--- Problem ---
Identify and pull out each line of the entries in which "index" occurs.

--- Rows ---
*****
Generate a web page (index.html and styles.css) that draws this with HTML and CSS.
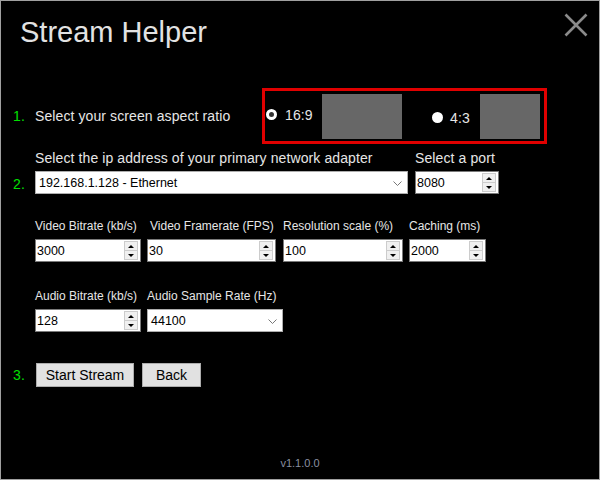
FILE: index.html
```html
<!DOCTYPE html>
<html lang="en">
<head>
    <meta charset="UTF-8">
    <title>Stream Helper</title>
    <link rel="stylesheet" href="styles.css">
</head>
<body>

    <div class="window">
        <!-- Title bar -->
        <header class="titlebar">
            <h1 class="title">Stream Helper</h1>
            <svg class="close" width="24" height="24" viewBox="0 0 24 24">
                <path d="M1.5 1.5 L22.5 22.5 M22.5 1.5 L1.5 22.5" stroke="#8a8a8a" stroke-width="2.6" fill="none"/>
            </svg>
        </header>

        <!-- Step 1: aspect ratio -->
        <section class="step step-aspect">
            <span class="num">1.</span>
            <span class="step-label">Select your screen aspect ratio</span>
            <div class="aspect-box">
                <span class="radio checked"></span>
                <span class="ratio">16:9</span>
                <span class="preview wide"></span>
                <span class="radio low"></span>
                <span class="ratio low">4:3</span>
                <span class="preview narrow"></span>
            </div>
        </section>

        <!-- Step 2: network + stream settings -->
        <section class="step step-settings">
            <span class="num num-settings">2.</span>
            <div class="rows">
                <div class="row">
                    <div class="field w-ip">
                        <span class="field-label">Select the ip address of your primary network adapter</span>
                        <div class="combo">
                            <span class="value">192.168.1.128 - Ethernet</span>
                            <svg class="chevron" width="9" height="5" viewBox="0 0 9 5"><path d="M0.5 0.5 L4.5 4.5 L8.5 0.5" stroke="#777" fill="none"/></svg>
                        </div>
                    </div>
                    <div class="field w-port">
                        <span class="field-label">Select a port</span>
                        <div class="spin">
                            <span class="value">8080</span>
                            <span class="spin-btns"><span class="up"></span><span class="down"></span></span>
                        </div>
                    </div>
                </div>

                <div class="row row-small row-gap">
                    <div class="field w-vbit">
                        <span class="field-label">Video Bitrate (kb/s)</span>
                        <div class="spin">
                            <span class="value">3000</span>
                            <span class="spin-btns"><span class="up"></span><span class="down"></span></span>
                        </div>
                    </div>
                    <div class="field w-fps">
                        <span class="field-label shifted">Video Framerate (FPS)</span>
                        <div class="spin">
                            <span class="value">30</span>
                            <span class="spin-btns"><span class="up"></span><span class="down"></span></span>
                        </div>
                    </div>
                    <div class="field w-scale">
                        <span class="field-label">Resolution scale (%)</span>
                        <div class="spin">
                            <span class="value">100</span>
                            <span class="spin-btns"><span class="up"></span><span class="down"></span></span>
                        </div>
                    </div>
                    <div class="field w-cache">
                        <span class="field-label">Caching (ms)</span>
                        <div class="spin">
                            <span class="value">2000</span>
                            <span class="spin-btns"><span class="up"></span><span class="down"></span></span>
                        </div>
                    </div>
                </div>

                <div class="row row-small row-gap-lg">
                    <div class="field w-vbit">
                        <span class="field-label">Audio Bitrate (kb/s)</span>
                        <div class="spin">
                            <span class="value">128</span>
                            <span class="spin-btns"><span class="up"></span><span class="down"></span></span>
                        </div>
                    </div>
                    <div class="field w-rate">
                        <span class="field-label">Audio Sample Rate (Hz)</span>
                        <div class="combo">
                            <span class="value">44100</span>
                            <svg class="chevron" width="9" height="5" viewBox="0 0 9 5"><path d="M0.5 0.5 L4.5 4.5 L8.5 0.5" stroke="#777" fill="none"/></svg>
                        </div>
                    </div>
                </div>
            </div>
        </section>

        <!-- Step 3: start -->
        <section class="step step-start">
            <span class="num">3.</span>
            <button class="btn btn-start">Start Stream</button>
            <button class="btn btn-back">Back</button>
        </section>

        <footer class="version">v1.1.0.0</footer>
    </div>

</body>
</html>
```

FILE: styles.css
```css
/* Global Styles */
* {
    margin: 0;
    padding: 0;
    box-sizing: border-box;
}

body {
    font-family: 'Liberation Sans', Arial, sans-serif;
    font-size: 14px;
    letter-spacing: 0.1px;
    background: #000;
}

/* Window */
.window {
    width: 600px;
    height: 480px;
    border: 1px solid #a0a0a0;
    background: #000;
    color: #e6e6e6;
    display: flex;
    flex-direction: column;
    padding-left: 12px;
}

/* Title bar */
.titlebar {
    display: flex;
    justify-content: space-between;
    align-items: flex-start;
    padding-top: 11px;
    padding-right: 11px;
}

.title {
    font-family: 'Liberation Sans', Arial, sans-serif;
    font-weight: 400;
    font-size: 29px;
    line-height: 40px;
    letter-spacing: 0;
    color: #e2e2e2;
    margin-left: 7px;
}

.close {
    margin-top: 1px;
}

/* Steps */
.step {
    display: flex;
}

.num {
    width: 22px;
    color: #00e000;
    line-height: 15px;
}

.step-label {
    width: 227px;
    line-height: 15px;
}

/* Step 1 */
.step-aspect {
    margin-top: 36px;
    align-items: center;
}

.aspect-box {
    display: flex;
    align-items: center;
    height: 56px;
    width: 285px;
    border: 3px solid #e00000;
    padding: 0 4px 0 1px;
}

.radio {
    width: 11px;
    height: 11px;
    border-radius: 50%;
    background: #fff;
    margin-top: -3px;
}

.radio.checked {
    border: 3px solid #fff;
    background: #333;
}

.radio.low {
    margin-top: 3px;
    margin-left: 30px;
}

.ratio {
    width: 45px;
    padding-left: 8px;
    margin-top: -3px;
}

.ratio.low {
    width: 37px;
    margin-top: 4px;
    padding-left: 7px;
}

.preview {
    height: 45px;
    background: #676767;
    margin-top: 1px;
}

.preview.wide {
    width: 80px;
}

.preview.narrow {
    width: 60px;
}

/* Step 2 */
.step-settings {
    margin-top: 7px;
}

.num-settings {
    padding-top: 26px;
}

.row {
    display: flex;
    gap: 6px;
}

.row-gap {
    margin-top: 25px;
}

.row-gap-lg {
    margin-top: 27px;
}

.field {
    display: flex;
    flex-direction: column;
    gap: 5px;
}

.field-label {
    line-height: 15px;
    white-space: nowrap;
}

.row-small .field-label {
    font-size: 12px;
    letter-spacing: 0;
}

.field-label.shifted {
    padding-left: 3px;
}

.w-ip { width: 373px; margin-right: 1px; }
.w-port { width: 84px; }
.w-vbit { width: 106px; }
.w-fps { width: 129px; margin-right: 1px; }
.w-scale { width: 120px; }
.w-cache { width: 77px; }
.w-rate { width: 136px; }

/* Inputs */
.combo,
.spin {
    height: 23px;
    background: #fff;
    border: 1px solid #7a7a7a;
    color: #000;
    display: flex;
    align-items: center;
    justify-content: space-between;
    font-size: 12.5px;
    letter-spacing: 0;
}

.combo {
    border-color: #adadad;
    padding: 0 5px 0 3px;
}

.spin {
    padding: 0 2px 0 1px;
}

.chevron {
    margin-top: 1px;
}

.spin-btns {
    width: 14px;
    height: 19px;
    display: flex;
    flex-direction: column;
    border: 1px solid #cccccc;
    background: #f0f0f0;
}

.spin-btns span {
    flex: 1;
    display: flex;
    align-items: center;
    justify-content: center;
}

.spin-btns .up {
    border-bottom: 1px solid #cccccc;
}

.spin-btns .up::after,
.spin-btns .down::after {
    content: "";
    border-left: 3px solid transparent;
    border-right: 3px solid transparent;
}

.spin-btns .up::after {
    border-bottom: 3px solid #000;
}

.spin-btns .down::after {
    border-top: 3px solid #000;
}

/* Step 3 */
.step-start {
    margin-top: 31px;
    align-items: center;
}

.num + .btn {
    margin-left: 1px;
}

.btn {
    height: 24px;
    font-family: 'Liberation Sans', Arial, sans-serif;
    font-size: 14px;
    background: #e1e1e1;
    border: 1px solid #adadad;
    color: #000;
    margin-right: 8px;
}

.btn-start {
    width: 98px;
}

.btn-back {
    width: 59px;
}

/* Footer */
.version {
    margin-top: auto;
    padding-bottom: 9px;
    margin-left: -12px;
    text-align: center;
    font-size: 11px;
    line-height: 13px;
    letter-spacing: 0;
    color: #8a8fa0;
}
```
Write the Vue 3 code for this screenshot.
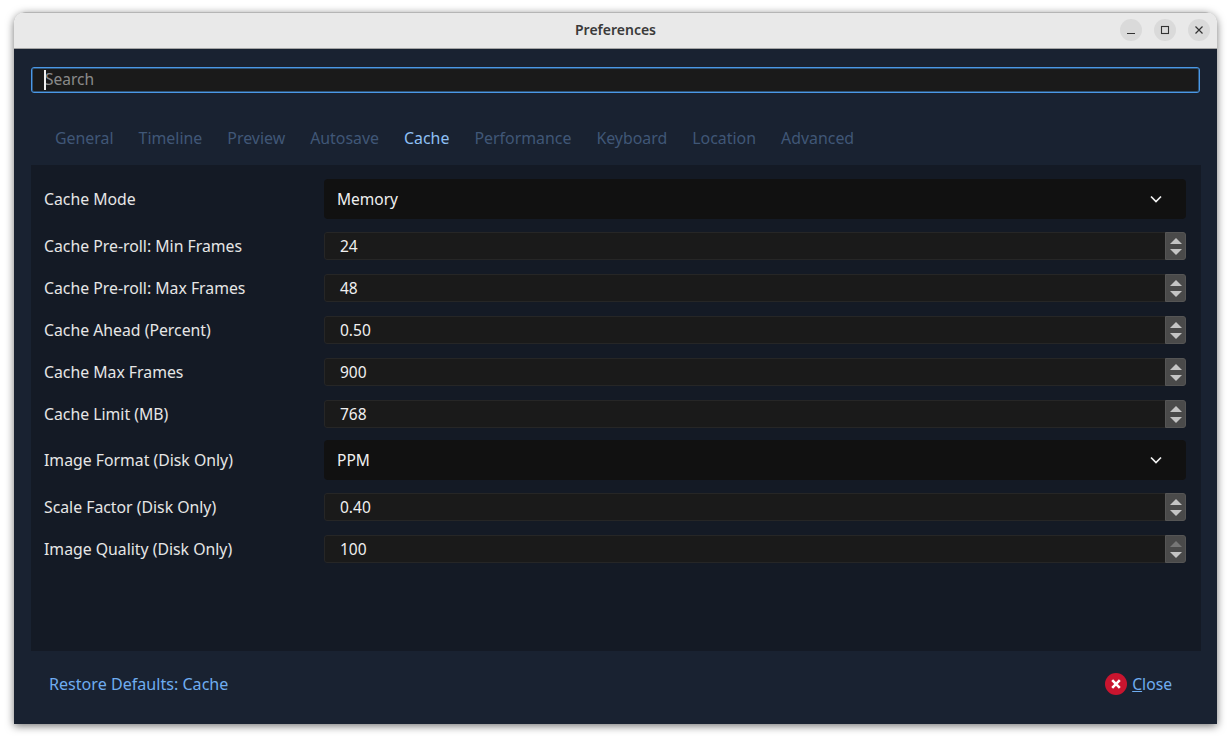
<template>
  <div class="desktop">
    <div class="window">
      <header class="titlebar">
        <span class="title">Preferences</span>
        <div class="window-buttons">
          <button class="win-btn">
            <svg width="10" height="10" viewBox="0 0 10 10"><path d="M1 8.5h8" stroke="#333" stroke-width="1.1" fill="none" /></svg>
          </button>
          <button class="win-btn">
            <svg width="10" height="10" viewBox="0 0 10 10"><rect x="1.5" y="1.5" width="7" height="7" stroke="#333" stroke-width="1.1" fill="none" /></svg>
          </button>
          <button class="win-btn">
            <svg width="10" height="10" viewBox="0 0 10 10"><path d="M1.5 1.5l7 7M8.5 1.5l-7 7" stroke="#333" stroke-width="1.2" fill="none" /></svg>
          </button>
        </div>
      </header>

      <main class="content">
        <div class="search-box">
          <span class="caret"></span>
          <span class="search-text">Search</span>
        </div>

        <nav class="tabs">
          <span
            v-for="tab in tabs"
            :key="tab"
            class="tab"
            :class="{ active: tab === 'Cache' }"
          >{{ tab }}</span>
        </nav>

        <section class="panel">
          <div
            v-for="row in rows"
            :key="row.label"
            class="row"
            :class="row.type === 'combo' ? 'row-combo' : 'row-spin'"
          >
            <label class="row-label">{{ row.label }}</label>

            <div v-if="row.type === 'combo'" class="combo">
              <span>{{ row.value }}</span>
              <svg width="14" height="10" viewBox="0 0 14 10"><path d="M2 2.5l5 5 5-5" stroke="#f2f2f2" stroke-width="1.7" fill="none" /></svg>
            </div>

            <div v-else class="spin">
              <span class="spin-value">{{ row.value }}</span>
              <div class="spin-buttons">
                <span class="arrow up" :class="{ disabled: row.value === '100' }"></span>
                <span class="arrow down"></span>
              </div>
            </div>
          </div>
        </section>

        <footer class="footer">
          <span class="restore">Restore Defaults: Cache</span>
          <span class="close">
            <svg width="22" height="22" viewBox="0 0 22 22">
              <circle cx="11" cy="11" r="11" fill="#c9152f" />
              <path d="M7.2 7.2l7.6 7.6M14.8 7.2l-7.6 7.6" stroke="#fff" stroke-width="2.6" fill="none" />
            </svg>
            <span class="close-text"><u>C</u>lose</span>
          </span>
        </footer>
      </main>
    </div>
  </div>
</template>

<script setup>
const tabs = ['General', 'Timeline', 'Preview', 'Autosave', 'Cache', 'Performance', 'Keyboard', 'Location', 'Advanced']

const rows = [
  { label: 'Cache Mode', type: 'combo', value: 'Memory' },
  { label: 'Cache Pre-roll: Min Frames', type: 'spin', value: '24' },
  { label: 'Cache Pre-roll: Max Frames', type: 'spin', value: '48' },
  { label: 'Cache Ahead (Percent)', type: 'spin', value: '0.50' },
  { label: 'Cache Max Frames', type: 'spin', value: '900' },
  { label: 'Cache Limit (MB)', type: 'spin', value: '768' },
  { label: 'Image Format (Disk Only)', type: 'combo', value: 'PPM' },
  { label: 'Scale Factor (Disk Only)', type: 'spin', value: '0.40' },
  { label: 'Image Quality (Disk Only)', type: 'spin', value: '100' }
]
</script>

<style>
html, body {
  margin: 0;
  background: #fff;
}
</style>

<style scoped>
.desktop {
  width: 1231px;
  height: 741px;
  padding: 12px 14px 17px;
  box-sizing: border-box;
  font-family: "Noto Sans", "Open Sans", sans-serif;
  overflow: hidden;
}

.window {
  height: 712px;
  display: flex;
  flex-direction: column;
  border-radius: 12px 12px 0 0;
  overflow: hidden;
  box-shadow: 0 2px 8px rgba(0, 0, 0, 0.55);
}

/* Barra de titulo */
.titlebar {
  height: 37px;
  flex: none;
  display: flex;
  align-items: center;
  justify-content: center;
  position: relative;
  padding-bottom: 2px;
  background: #e9e9e9;
  border-top: 1px solid #b5b5b5;
  border-bottom: 1px solid #a5a5a5;
  box-sizing: border-box;
}

.title {
  font-size: 14px;
  font-weight: 600;
  color: #3a3a3a;
}

.window-buttons {
  position: absolute;
  right: 7px;
  top: 6px;
  display: flex;
  gap: 12px;
}

.win-btn {
  width: 22px;
  height: 22px;
  padding: 0;
  border: none;
  border-radius: 50%;
  background: #dadada;
  display: flex;
  align-items: center;
  justify-content: center;
}

.content {
  flex: 1;
  display: flex;
  flex-direction: column;
  background: #192231;
  padding: 18px 16px 0 17px;
}

/* Busqueda */
.search-box {
  height: 26px;
  flex: none;
  box-sizing: border-box;
  display: flex;
  align-items: center;
  position: relative;
  margin-right: 1px;
  padding-left: 13px;
  padding-bottom: 3px;
  background: #1a1a1a;
  border: 1px solid #4a98e6;
  box-shadow: inset 0 0 0 1px rgba(74, 152, 230, 0.45);
  border-radius: 3px;
}

.caret {
  position: absolute;
  left: 12px;
  top: 2px;
  bottom: 2px;
  width: 2px;
  background: #f0f0f0;
}

.search-text {
  font-size: 15.5px;
  color: #8a8a8a;
}

/* Pestanas */
.tabs {
  display: flex;
  gap: 25px;
  height: 72px;
  flex: none;
  align-items: center;
  padding: 18px 0 0 24px;
  box-sizing: border-box;
}

.tab {
  font-size: 15.9px;
  color: #405777;
}

.tab.active {
  color: #8fc0f5;
}

/* Panel */
.panel {
  height: 486px;
  flex: none;
  box-sizing: border-box;
  padding: 9px 15px 0 13px;
  background: #141a25;
}

.row {
  display: flex;
  align-items: center;
}

.row-combo {
  height: 50px;
  margin-bottom: 1px;
}

.row-spin {
  height: 42px;
}

.row-label {
  width: 280px;
  flex: none;
  font-size: 15.8px;
  color: #e6e6e6;
}

.combo {
  flex: 1;
  height: 40px;
  display: flex;
  align-items: center;
  justify-content: space-between;
  padding: 0 23px 0 13px;
  background: #111111;
  border-radius: 4px;
  font-size: 15.5px;
  color: #f0f0f0;
}

.spin {
  flex: 1;
  height: 28px;
  display: flex;
  align-items: center;
  justify-content: space-between;
  background: #1a1a1a;
  border: 1px solid #262626;
  border-radius: 3px;
  box-sizing: border-box;
  font-size: 15.5px;
  color: #f0f0f0;
}

.spin-value {
  padding-left: 15px;
}

.spin-buttons {
  width: 21px;
  height: 28px;
  flex: none;
  margin-right: -1px;
  box-sizing: border-box;
  border: 1px solid #555;
  display: flex;
  flex-direction: column;
  align-items: center;
  justify-content: center;
  gap: 5px;
  background: #4a4a4a;
  border-radius: 0 3px 3px 0;
}

.arrow {
  width: 0;
  height: 0;
  border-left: 6px solid transparent;
  border-right: 6px solid transparent;
}

.arrow.up {
  border-bottom: 6px solid #c4c4c4;
}

.arrow.down {
  border-top: 6px solid #c4c4c4;
}

.arrow.up.disabled {
  border-bottom-color: #767676;
}

/* Pie */
.footer {
  flex: 1;
  display: flex;
  align-items: center;
  justify-content: space-between;
  padding: 0 29px 8px 18px;
}

.restore {
  font-size: 16.1px;
  color: #6fadf0;
}

.close {
  display: flex;
  align-items: center;
  gap: 5px;
}

.close-text {
  font-size: 15.7px;
  color: #6fadf0;
}
</style>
*****
--- Reply ---
Generate a web page (index.html and styles.css) that draws this with HTML and CSS.
FILE: index.html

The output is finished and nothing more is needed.